In his response to questionnaire sent by Nyasa Times on the same, education activist Benedicto Kondowe, who is also executive director of Civil Society Education Coalition (CSEC), blamed the district poor performance on the government’s lack of political will.
“While the performance of Neno for the just released selection is unfortunate and a serious source of concern, the results reflect the political education commitment of the leaders we have had in this country.
“While quota system continues to be politically advanced, our leaders have been short-sighted in their policy direction in that they have failed to address the root causes of poor performance of some of the districts. This, as we have argued before as an organization, vindicates our claim that quota on its own is the remedy for the poor performance of some districts,” he said.
Kondowe also trashed government for not constructing a boarding secondary school for Neno even after its elevation into a district while at the same time they were able to construct additional boarding secondary school for Chiradzulu district.
“To make the matter worse, since its elevation into a district, it has only been Neno and Machinga districts that have had no boarding secondary schools in Malawi despite government’s policy that every district should at least have one conventional boarding secondary school. As of last year, Government approved boarding secondary school for Machinga district and additional boarding secondary school [Thumbwe secondary school] for Chiradzulu district while nothing was considered for Neno despite being worse disadvantaged than all the other districts.
“This, as I have alluded to earlier, suggests that Neno still remains politically alluded in major drivers of development. Even primary schools for the districts are poorly resourced than most districts in the country. To this effect, it is not surprising that the district continues to perform poorly not only in university selection but also in other examinations,” he said.
Despite the poor performance, Nyasa Times discovered that some students mostly girls enjoys massive support from Partners In Health (PIH) and Campaign for Female Education (Camfed). The two non –governmental organizations render unwavering support to the female students.
However, in a random interview, teachers and some people in the district blamed the organizations for being superfluous arguing they lack close supervision and monitoring of the students’ academic performance.
“I can confirm that girls here are well supported by Camfed. They are given school fees, school shoe, and stationery every term but the girls still perform poorly. In my own opinion and observation, I feel there is lack of supervision and monitoring of the students’ academic performance by the organization.

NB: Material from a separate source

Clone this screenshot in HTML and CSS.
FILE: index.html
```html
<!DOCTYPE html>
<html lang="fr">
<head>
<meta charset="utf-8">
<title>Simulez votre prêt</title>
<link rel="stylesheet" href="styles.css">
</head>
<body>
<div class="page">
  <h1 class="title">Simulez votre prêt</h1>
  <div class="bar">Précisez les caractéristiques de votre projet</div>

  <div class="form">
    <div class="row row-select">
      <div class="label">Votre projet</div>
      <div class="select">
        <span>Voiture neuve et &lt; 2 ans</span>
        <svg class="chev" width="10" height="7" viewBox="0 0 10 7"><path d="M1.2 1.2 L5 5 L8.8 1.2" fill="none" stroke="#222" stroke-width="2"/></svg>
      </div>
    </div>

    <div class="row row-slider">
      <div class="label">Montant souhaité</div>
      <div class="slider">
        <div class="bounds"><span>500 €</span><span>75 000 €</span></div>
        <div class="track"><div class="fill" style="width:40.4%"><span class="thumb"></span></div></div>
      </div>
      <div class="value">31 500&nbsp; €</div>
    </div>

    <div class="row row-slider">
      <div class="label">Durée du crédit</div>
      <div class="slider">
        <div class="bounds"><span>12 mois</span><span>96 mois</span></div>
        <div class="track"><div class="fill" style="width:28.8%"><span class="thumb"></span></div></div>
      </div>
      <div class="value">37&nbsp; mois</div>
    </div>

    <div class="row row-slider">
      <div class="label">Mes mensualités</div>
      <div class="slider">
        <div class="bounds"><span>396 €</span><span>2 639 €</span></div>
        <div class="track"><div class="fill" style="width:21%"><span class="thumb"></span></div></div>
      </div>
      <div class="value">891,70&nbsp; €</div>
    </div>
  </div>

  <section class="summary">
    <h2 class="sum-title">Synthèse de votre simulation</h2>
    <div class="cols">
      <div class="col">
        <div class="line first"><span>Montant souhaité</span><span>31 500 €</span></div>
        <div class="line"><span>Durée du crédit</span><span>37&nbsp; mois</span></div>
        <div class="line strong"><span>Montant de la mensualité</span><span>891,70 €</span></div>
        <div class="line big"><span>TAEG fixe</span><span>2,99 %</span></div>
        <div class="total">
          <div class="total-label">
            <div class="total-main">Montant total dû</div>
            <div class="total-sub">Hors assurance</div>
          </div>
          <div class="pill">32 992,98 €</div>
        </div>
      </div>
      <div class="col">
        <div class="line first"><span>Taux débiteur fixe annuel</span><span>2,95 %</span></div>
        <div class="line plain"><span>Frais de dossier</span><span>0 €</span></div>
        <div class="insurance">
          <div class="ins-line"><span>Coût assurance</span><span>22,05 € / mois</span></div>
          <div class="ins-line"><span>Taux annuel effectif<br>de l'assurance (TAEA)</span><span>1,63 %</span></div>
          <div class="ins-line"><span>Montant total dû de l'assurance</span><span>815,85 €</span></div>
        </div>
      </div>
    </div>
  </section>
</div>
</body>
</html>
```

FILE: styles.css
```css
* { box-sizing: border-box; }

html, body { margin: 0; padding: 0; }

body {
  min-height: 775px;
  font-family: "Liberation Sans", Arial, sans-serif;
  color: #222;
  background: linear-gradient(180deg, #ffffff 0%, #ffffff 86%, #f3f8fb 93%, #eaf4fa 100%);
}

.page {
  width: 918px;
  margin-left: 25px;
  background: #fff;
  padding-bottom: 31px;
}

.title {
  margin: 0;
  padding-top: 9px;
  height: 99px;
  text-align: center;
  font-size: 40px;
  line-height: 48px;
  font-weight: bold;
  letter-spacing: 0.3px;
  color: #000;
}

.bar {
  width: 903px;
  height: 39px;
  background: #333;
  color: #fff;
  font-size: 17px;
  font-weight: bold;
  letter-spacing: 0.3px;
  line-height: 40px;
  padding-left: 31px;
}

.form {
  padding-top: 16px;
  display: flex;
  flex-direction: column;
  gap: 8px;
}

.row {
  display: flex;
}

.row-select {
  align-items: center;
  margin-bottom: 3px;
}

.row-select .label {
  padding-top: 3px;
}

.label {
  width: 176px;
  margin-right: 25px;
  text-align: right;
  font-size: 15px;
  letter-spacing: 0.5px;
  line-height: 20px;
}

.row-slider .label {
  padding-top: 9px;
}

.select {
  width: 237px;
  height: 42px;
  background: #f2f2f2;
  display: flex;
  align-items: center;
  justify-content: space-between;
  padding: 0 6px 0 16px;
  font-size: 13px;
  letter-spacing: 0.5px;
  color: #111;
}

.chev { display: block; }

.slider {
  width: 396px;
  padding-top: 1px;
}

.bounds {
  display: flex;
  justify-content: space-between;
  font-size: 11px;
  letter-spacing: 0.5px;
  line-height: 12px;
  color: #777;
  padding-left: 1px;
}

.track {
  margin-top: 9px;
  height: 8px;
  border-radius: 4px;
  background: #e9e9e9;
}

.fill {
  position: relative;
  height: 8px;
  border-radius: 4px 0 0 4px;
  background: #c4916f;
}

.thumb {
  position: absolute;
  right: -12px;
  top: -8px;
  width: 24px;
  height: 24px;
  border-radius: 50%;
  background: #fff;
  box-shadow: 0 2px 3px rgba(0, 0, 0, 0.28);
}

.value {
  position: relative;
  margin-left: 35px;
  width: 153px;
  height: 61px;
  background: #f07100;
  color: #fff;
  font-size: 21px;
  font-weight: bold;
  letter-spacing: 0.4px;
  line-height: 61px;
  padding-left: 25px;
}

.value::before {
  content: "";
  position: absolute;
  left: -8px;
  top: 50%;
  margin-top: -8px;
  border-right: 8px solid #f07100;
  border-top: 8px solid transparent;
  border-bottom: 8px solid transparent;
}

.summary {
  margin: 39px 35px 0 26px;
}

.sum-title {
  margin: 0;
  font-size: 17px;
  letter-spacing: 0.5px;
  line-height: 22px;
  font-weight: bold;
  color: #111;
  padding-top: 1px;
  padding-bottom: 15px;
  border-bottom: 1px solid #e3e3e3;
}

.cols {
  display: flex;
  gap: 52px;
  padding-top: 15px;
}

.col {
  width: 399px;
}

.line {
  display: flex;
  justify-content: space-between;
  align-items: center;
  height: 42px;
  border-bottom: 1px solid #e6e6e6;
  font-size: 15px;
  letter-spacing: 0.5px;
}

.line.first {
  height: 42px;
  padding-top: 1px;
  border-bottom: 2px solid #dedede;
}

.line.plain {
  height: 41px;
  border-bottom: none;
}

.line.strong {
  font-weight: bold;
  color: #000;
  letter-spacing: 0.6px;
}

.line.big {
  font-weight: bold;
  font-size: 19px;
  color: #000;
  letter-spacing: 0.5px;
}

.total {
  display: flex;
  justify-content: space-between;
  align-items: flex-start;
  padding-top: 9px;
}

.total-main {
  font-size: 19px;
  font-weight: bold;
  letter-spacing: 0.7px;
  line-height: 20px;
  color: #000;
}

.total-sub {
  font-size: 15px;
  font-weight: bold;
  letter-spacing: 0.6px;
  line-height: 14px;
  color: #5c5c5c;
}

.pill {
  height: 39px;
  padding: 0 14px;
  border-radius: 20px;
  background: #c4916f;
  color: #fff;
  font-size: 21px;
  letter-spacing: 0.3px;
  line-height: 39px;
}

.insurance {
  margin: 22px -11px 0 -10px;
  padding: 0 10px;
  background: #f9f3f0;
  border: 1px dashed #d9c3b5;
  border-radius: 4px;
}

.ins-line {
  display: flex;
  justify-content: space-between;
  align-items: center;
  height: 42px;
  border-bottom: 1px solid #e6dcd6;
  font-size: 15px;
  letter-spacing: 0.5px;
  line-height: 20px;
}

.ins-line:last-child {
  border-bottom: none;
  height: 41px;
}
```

“The organization should mount pressure on the beneficiaries so that they strive for good grades in class. If they continue providing their resources to the students without closely checking their performance regularly, their support will not produce the desired results as it is the case now,” said one of the teachers at Chiwale Secondary School who chose to speak on condition of anonymity.
The teacher’s sentiments were supported by information which Nyasa Times discovered at Chikonde Community Day Secondary School where over 15 beneficiaries of the facility dropped out of school due to early pregnancies within a space of two terms.

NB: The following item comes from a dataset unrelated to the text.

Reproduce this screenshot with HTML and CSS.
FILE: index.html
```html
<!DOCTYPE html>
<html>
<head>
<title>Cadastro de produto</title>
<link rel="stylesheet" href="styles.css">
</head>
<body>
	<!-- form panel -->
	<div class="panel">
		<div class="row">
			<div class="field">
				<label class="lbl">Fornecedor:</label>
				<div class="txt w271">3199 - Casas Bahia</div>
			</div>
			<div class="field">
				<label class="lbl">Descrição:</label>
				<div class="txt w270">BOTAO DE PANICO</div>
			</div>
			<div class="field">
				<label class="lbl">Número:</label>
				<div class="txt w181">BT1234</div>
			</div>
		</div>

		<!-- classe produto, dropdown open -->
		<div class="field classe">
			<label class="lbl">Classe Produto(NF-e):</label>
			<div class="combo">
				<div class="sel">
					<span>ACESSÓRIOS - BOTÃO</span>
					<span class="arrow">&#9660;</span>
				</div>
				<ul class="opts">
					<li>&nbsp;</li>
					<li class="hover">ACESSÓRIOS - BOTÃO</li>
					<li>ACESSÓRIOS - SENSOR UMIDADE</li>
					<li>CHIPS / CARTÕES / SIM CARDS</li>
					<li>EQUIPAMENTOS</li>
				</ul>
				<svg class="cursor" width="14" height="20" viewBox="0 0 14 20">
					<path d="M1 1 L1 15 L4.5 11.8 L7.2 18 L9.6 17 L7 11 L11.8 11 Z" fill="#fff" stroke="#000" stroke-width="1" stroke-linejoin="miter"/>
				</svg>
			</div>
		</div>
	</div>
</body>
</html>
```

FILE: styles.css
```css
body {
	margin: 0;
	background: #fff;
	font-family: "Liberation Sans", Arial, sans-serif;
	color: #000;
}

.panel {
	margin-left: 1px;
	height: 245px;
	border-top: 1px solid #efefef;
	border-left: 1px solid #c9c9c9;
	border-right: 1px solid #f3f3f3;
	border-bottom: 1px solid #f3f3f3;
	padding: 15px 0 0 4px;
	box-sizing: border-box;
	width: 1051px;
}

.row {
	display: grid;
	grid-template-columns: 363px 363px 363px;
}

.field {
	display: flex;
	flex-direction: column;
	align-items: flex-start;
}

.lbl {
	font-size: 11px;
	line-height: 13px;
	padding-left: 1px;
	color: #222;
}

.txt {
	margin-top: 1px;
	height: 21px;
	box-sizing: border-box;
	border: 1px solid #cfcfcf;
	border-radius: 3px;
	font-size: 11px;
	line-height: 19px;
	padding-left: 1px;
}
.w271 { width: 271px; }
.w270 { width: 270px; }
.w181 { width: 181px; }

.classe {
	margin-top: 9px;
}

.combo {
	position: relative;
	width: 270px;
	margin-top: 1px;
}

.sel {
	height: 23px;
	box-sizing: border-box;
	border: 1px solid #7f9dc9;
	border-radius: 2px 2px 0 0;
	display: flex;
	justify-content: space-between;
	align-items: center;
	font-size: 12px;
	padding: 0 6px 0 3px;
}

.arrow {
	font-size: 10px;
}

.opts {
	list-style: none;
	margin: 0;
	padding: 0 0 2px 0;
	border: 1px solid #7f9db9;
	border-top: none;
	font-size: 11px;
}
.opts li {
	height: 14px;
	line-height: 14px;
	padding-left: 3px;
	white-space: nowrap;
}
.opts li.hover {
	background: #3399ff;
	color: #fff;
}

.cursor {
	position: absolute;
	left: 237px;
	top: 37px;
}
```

“The problem is that girls take the support they get from the organization for granted. Instead of making good use of it, by working hard in class to impress the donor, they start boasting and exhibit strange behaviours.
“We also have cases whereby the girls become disobedient to their parents once they start getting support from the organization. As a result they don’t proceed with school because discipline matters in every endeavour,” said Atupele Khembo who is a mentor at Chikonde CDSS.

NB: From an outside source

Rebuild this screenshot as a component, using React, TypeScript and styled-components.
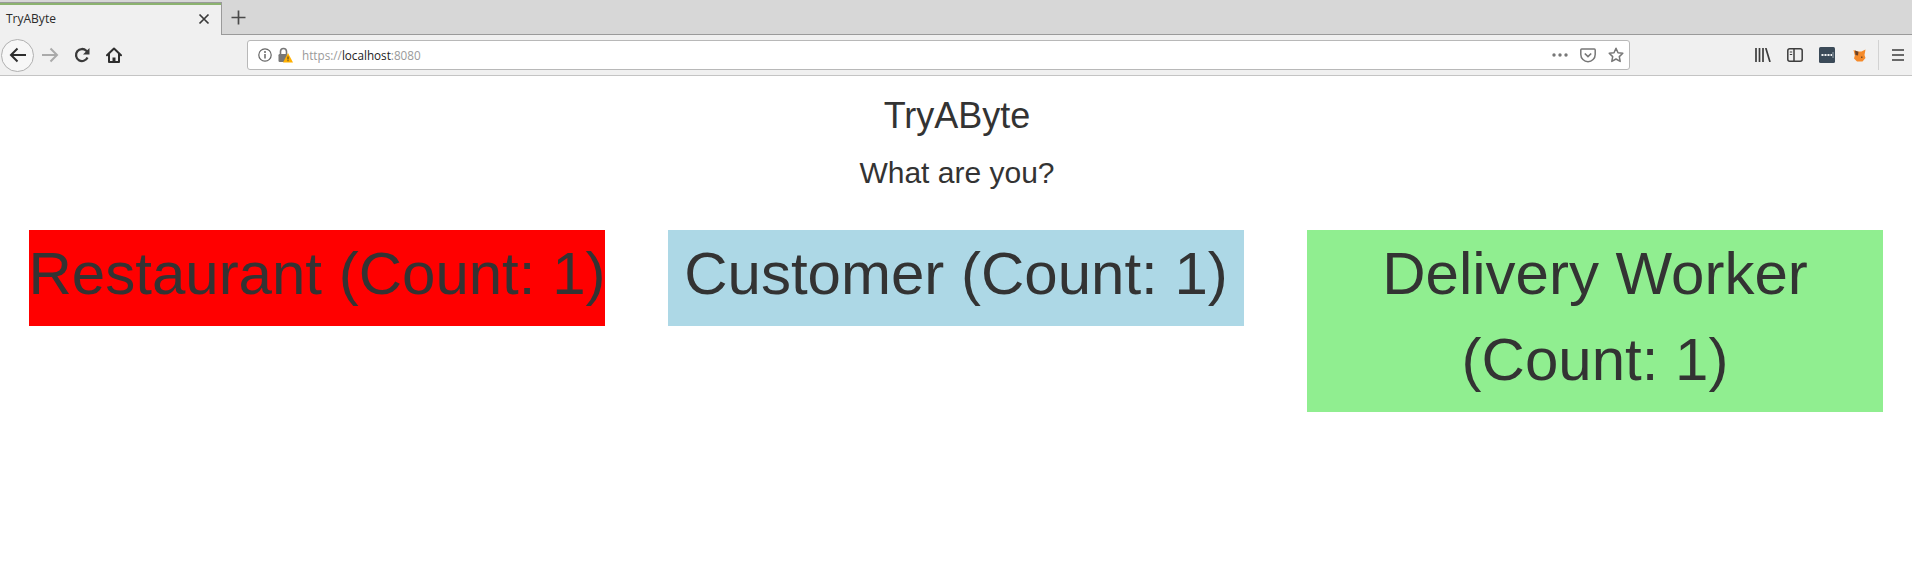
import styled, { createGlobalStyle } from 'styled-components'

const GlobalStyle = createGlobalStyle`
  html, body {
    margin: 0;
    padding: 0;
    background: #fff;
  }
  body {
    font-family: 'Liberation Sans', Arial, sans-serif;
    color: #333;
    overflow: hidden;
  }
`

const roles = [
  { label: 'Restaurant (Count: 1)', color: '#ff0000', nowrap: true },
  { label: 'Customer (Count: 1)', color: '#add8e6', nowrap: false },
  { label: 'Delivery Worker (Count: 1)', color: '#90ee90', nowrap: false },
]

function App() {
  return (
    <>
      <GlobalStyle />
      <Browser>
        <TabStrip>
          <Tab>
            <TabTitle>TryAByte</TabTitle>
            <svg width="12" height="12" viewBox="0 0 12 12">
              <path d="M1.500 1.500l9 9M10.500 1.500l-9 9" stroke="#3a3a3a" strokeWidth="1.700" />
            </svg>
          </Tab>
          <NewTab>
            <svg width="15" height="15" viewBox="0 0 15 15">
              <path d="M7.500 0.500v14M0.500 7.500h14" stroke="#4a4a4a" strokeWidth="1.700" />
            </svg>
          </NewTab>
        </TabStrip>
        <Toolbar>
          <NavGroup>
            <BackButton>
              <svg width="18" height="16" viewBox="0 0 18 16">
                <path d="M17 8H2M8.500 1.500L2 8l6.500 6.500" fill="none" stroke="#2e2e2e" strokeWidth="2" />
              </svg>
            </BackButton>
            <NavButton>
              <svg width="18" height="16" viewBox="0 0 18 16">
                <path d="M1 8h15M9.500 1.500L16 8l-6.500 6.500" fill="none" stroke="#aaaaaa" strokeWidth="2" />
              </svg>
            </NavButton>
            <NavButton>
              <svg width="16" height="16" viewBox="0 0 16 16">
                <path d="M13.500 10.500A6 6 0 1 1 12.300 3.800L14 5.600" fill="none" stroke="#3a3a3a" strokeWidth="2.300" />
                <path d="M15.500 1v6.500H9z" fill="#3a3a3a" />
              </svg>
            </NavButton>
            <NavButton>
              <svg width="16" height="16" viewBox="0 0 16 16">
                <path d="M1 8.200L8 1.500l7 6.700M3 7v8h10V7" fill="none" stroke="#2e2e2e" strokeWidth="2" strokeLinejoin="round" strokeLinecap="round" />
                <path d="M6.500 15v-4.500h3V15z" fill="#2e2e2e" />
              </svg>
            </NavButton>
          </NavGroup>
          <UrlBar>
            <UrlIcons>
              <svg width="14" height="14" viewBox="0 0 14 14">
                <circle cx="7" cy="7" r="6.200" fill="none" stroke="#666" strokeWidth="1.200" />
                <path d="M7 6v4.500" stroke="#666" strokeWidth="1.500" />
                <circle cx="7" cy="3.900" r="1" fill="#666" />
              </svg>
              <svg width="15" height="16" viewBox="0 0 15 16">
                <path d="M2.500 7V4.500a3 3 0 0 1 6 0V7" fill="none" stroke="#777" strokeWidth="1.600" />
                <rect x="0.500" y="7" width="9" height="8" rx="1.200" fill="#777" />
                <path d="M10 6l5 9.500H5z" fill="#ffb000" />
                <path d="M10 9.500v3M10 13.200v1" stroke="#333" strokeWidth="1" />
              </svg>
            </UrlIcons>
            <UrlText>
              https://<UrlHost>localhost</UrlHost>:8080
            </UrlText>
            <PageActions>
              <svg width="16" height="4" viewBox="0 0 16 4">
                <circle cx="2" cy="2" r="1.700" fill="#777" />
                <circle cx="8" cy="2" r="1.700" fill="#777" />
                <circle cx="14" cy="2" r="1.700" fill="#777" />
              </svg>
              <svg width="16" height="15" viewBox="0 0 16 15">
                <path d="M1.700 1h12.600a.9.9 0 0 1 .9.9V6.500a7.200 7.200 0 0 1-14.400 0V1.900a.9.9 0 0 1 .9-.9z" fill="none" stroke="#777" strokeWidth="1.500" />
                <path d="M4.800 5.500L8 8.600l3.200-3.100" fill="none" stroke="#777" strokeWidth="1.700" />
              </svg>
              <svg width="16" height="16" viewBox="0 0 16 16">
                <path d="M8 1.300l2 4.400 4.800.6-3.500 3.300.9 4.800L8 12l-4.200 2.400.9-4.800L1.200 6.300 6 5.700z" fill="none" stroke="#777" strokeWidth="1.500" strokeLinejoin="round" />
              </svg>
            </PageActions>
          </UrlBar>
          <ToolIcons>
            <ToolIcon>
              <svg width="16" height="14" viewBox="0 0 16 14">
                <path d="M1 0v14M4.500 0v14M8 0v14M10.800 0l4.200 14" stroke="#3d3d3d" strokeWidth="1.700" />
              </svg>
            </ToolIcon>
            <ToolIcon>
              <svg width="16" height="14" viewBox="0 0 16 14">
                <rect x="0.800" y="0.800" width="14.400" height="12.400" rx="2" fill="none" stroke="#3d3d3d" strokeWidth="1.500" />
                <path d="M7 1v12" stroke="#3d3d3d" strokeWidth="1.500" />
                <path d="M2.800 4h2.400M2.800 6.500h2.400" stroke="#3d3d3d" strokeWidth="1" />
              </svg>
            </ToolIcon>
            <ToolIcon>
              <svg width="16" height="16" viewBox="0 0 16 16">
                <rect width="16" height="16" rx="1.500" fill="#3b4a58" />
                <path d="M2.500 7h2v2h-2zM5.500 7h2v2h-2zM8.500 7h2v2h-2zM11.500 7h1.500v2h-1.500z" fill="#f2f2f2" />
                <path d="M14 5v6" stroke="#9aa5ae" strokeWidth="1" />
              </svg>
            </ToolIcon>
            <ToolIcon>
              <svg width="13" height="13" viewBox="0 0 13 13">
                <path d="M0.500 1l4 1.500h4L12.500 0.500 11.500 6l1 3-3 3.500H4L1 9.500l.8-3z" fill="#f58a2a" />
                <path d="M2 1.500l3.500 1.200L5 6.500 2.500 6z" fill="#6b4226" />
                <path d="M8 7.500h1.500v1.500H8z" fill="#7a4a20" />
              </svg>
            </ToolIcon>
          </ToolIcons>
          <Divider />
          <MenuButton>
            <svg width="12" height="12" viewBox="0 0 12 12">
              <path d="M0 1h12M0 6h12M0 11h12" stroke="#3d3d3d" strokeWidth="1.700" />
            </svg>
          </MenuButton>
        </Toolbar>
      </Browser>
      <Page>
        <Title>TryAByte</Title>
        <Subtitle>What are you?</Subtitle>
        <RoleGrid>
          {roles.map((role) => (
            <RoleButton key={role.label} $color={role.color} $nowrap={role.nowrap}>
              {role.label}
            </RoleButton>
          ))}
        </RoleGrid>
      </Page>
    </>
  )
}

const Browser = styled.div`
  font-family: 'Open Sans', 'Noto Sans', sans-serif;
`
const TabStrip = styled.div`
  display: flex;
  align-items: flex-start;
  height: 35px;
  box-sizing: border-box;
  padding-top: 2px;
  background: #d7d7d7;
  border-bottom: 1px solid #9a9a9a;
`
const Tab = styled.div`
  display: flex;
  align-items: center;
  justify-content: space-between;
  flex-shrink: 0;
  width: 222px;
  height: 33px;
  box-sizing: border-box;
  padding: 0 11px 0 6px;
  background: linear-gradient(#9a9a9a 1px, #8cb36f 1px, #8cb36f 3px, #f0f0f0 3px);
  border-right: 1px solid #9a9a9a;
`
const TabTitle = styled.span`
  font-size: 12px;
  color: #2a2a2a;
`
const NewTab = styled.div`
  display: flex;
  align-items: center;
  justify-content: center;
  width: 33px;
  height: 31px;
`
const Toolbar = styled.div`
  display: flex;
  align-items: center;
  height: 41px;
  box-sizing: border-box;
  background: #f0f0f0;
  border-bottom: 1px solid #c4c4c4;
`
const NavGroup = styled.div`
  display: flex;
  align-items: center;
  flex-shrink: 0;
  width: 247px;
  padding-left: 1px;
  box-sizing: border-box;
`
const BackButton = styled.div`
  display: flex;
  align-items: center;
  justify-content: center;
  width: 33px;
  height: 33px;
  box-sizing: border-box;
  border: 1px solid #b0b0b0;
  border-radius: 50%;
  background: #f7f7f7;
`
const NavButton = styled.div`
  display: flex;
  align-items: center;
  justify-content: center;
  width: 32px;
  height: 32px;
`
const UrlBar = styled.div`
  display: flex;
  align-items: center;
  flex-shrink: 0;
  width: 1383px;
  height: 30px;
  box-sizing: border-box;
  padding: 0 5px 0 10px;
  background: #fff;
  border: 1px solid #b8b8b8;
  border-radius: 3px;
`
const UrlIcons = styled.div`
  display: flex;
  align-items: center;
  gap: 6px;
  margin-right: 9px;
`
const UrlText = styled.div`
  flex: 1;
  font-size: 11.7px;
  color: #9a9a9a;
`
const UrlHost = styled.span`
  color: #222;
`
const PageActions = styled.div`
  display: flex;
  align-items: center;
  gap: 12px;
`
const ToolIcons = styled.div`
  display: flex;
  align-items: center;
  flex-shrink: 0;
  margin-left: 117px;
`
const ToolIcon = styled.div`
  display: flex;
  align-items: center;
  justify-content: center;
  width: 32px;
`
const Divider = styled.div`
  flex-shrink: 0;
  width: 1px;
  height: 30px;
  margin-left: 3px;
  background: #d2d2d2;
`
const MenuButton = styled.div`
  display: flex;
  align-items: center;
  margin-left: 13px;
`
const Page = styled.main`
  text-align: center;
`
const Title = styled.h1`
  margin: 20px 0 20px;
  padding-left: 2px;
  font-size: 36px;
  font-weight: 400;
  line-height: 1.1;
`
const Subtitle = styled.h2`
  margin: 0 0 41px;
  padding-left: 2px;
  font-size: 30px;
  font-weight: 400;
  line-height: 1.1;
`
const RoleGrid = styled.div`
  display: grid;
  grid-template-columns: repeat(3, 576px);
  column-gap: 63px;
  align-items: start;
  padding: 0 29px;
`
const RoleButton = styled.div<{ $color: string; $nowrap: boolean }>`
  display: flex;
  justify-content: center;
  padding: 1px 0 9px;
  background: ${(props) => props.$color};
  font-size: 60px;
  line-height: 86px;
  text-align: center;
  white-space: ${(props) => (props.$nowrap ? 'nowrap' : 'normal')};
`

export default App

On how best the district can overcome the disastrous academic situation facing the district, Kondowe suggests that the solution lies at Kamuzu Palace arguing the district is being victimized by lack of political will.
“The situation of Neno education wise calls for special attention to mitigate the challenges. The situation in the district requires proper political attention by our leaders to ensure that the district is provided with facilities and services befitting the district. Government needs to allocate at least one conventional boarding secondary school for the district.
“It is unacceptable that Neno should be the only district without such a provision yet government allocated another boarding secondary school to Chiradzulu district despite already having one just like other districts.
“There is also need to look at social factors that impede progress in education such as social cultural and economic challenges, and step up effort to address them. Government has to resource the schools right from primary to secondary and ensure that qualified teachers are deployed in the district,” Kondowe suggested.
He also said that government should complement NGOs’ efforts to sensitize the communities to support education.
“Government needs to work with NGOs to mobilize the communities to support education. Considering that resources are sometimes scarce, Government needs to encourage the private sector to support the district. In order to show its commitment, government needs to mobilize the political support for the district in order to address some of the education challenges that the district is faced with. The current secondary education provision for the district through only CDSS is not conducive for a girl child,” he said.
Neno is the only district without a boarding secondary school. The situation poses a challenge for girls and even boys as they travel long distances to access education. Other girls opt for self boarding, a thing which has led to some of them indulging in sexual behaviours to make ends meet which result in teenage pregnancies, early marriages and an increase in poverty level.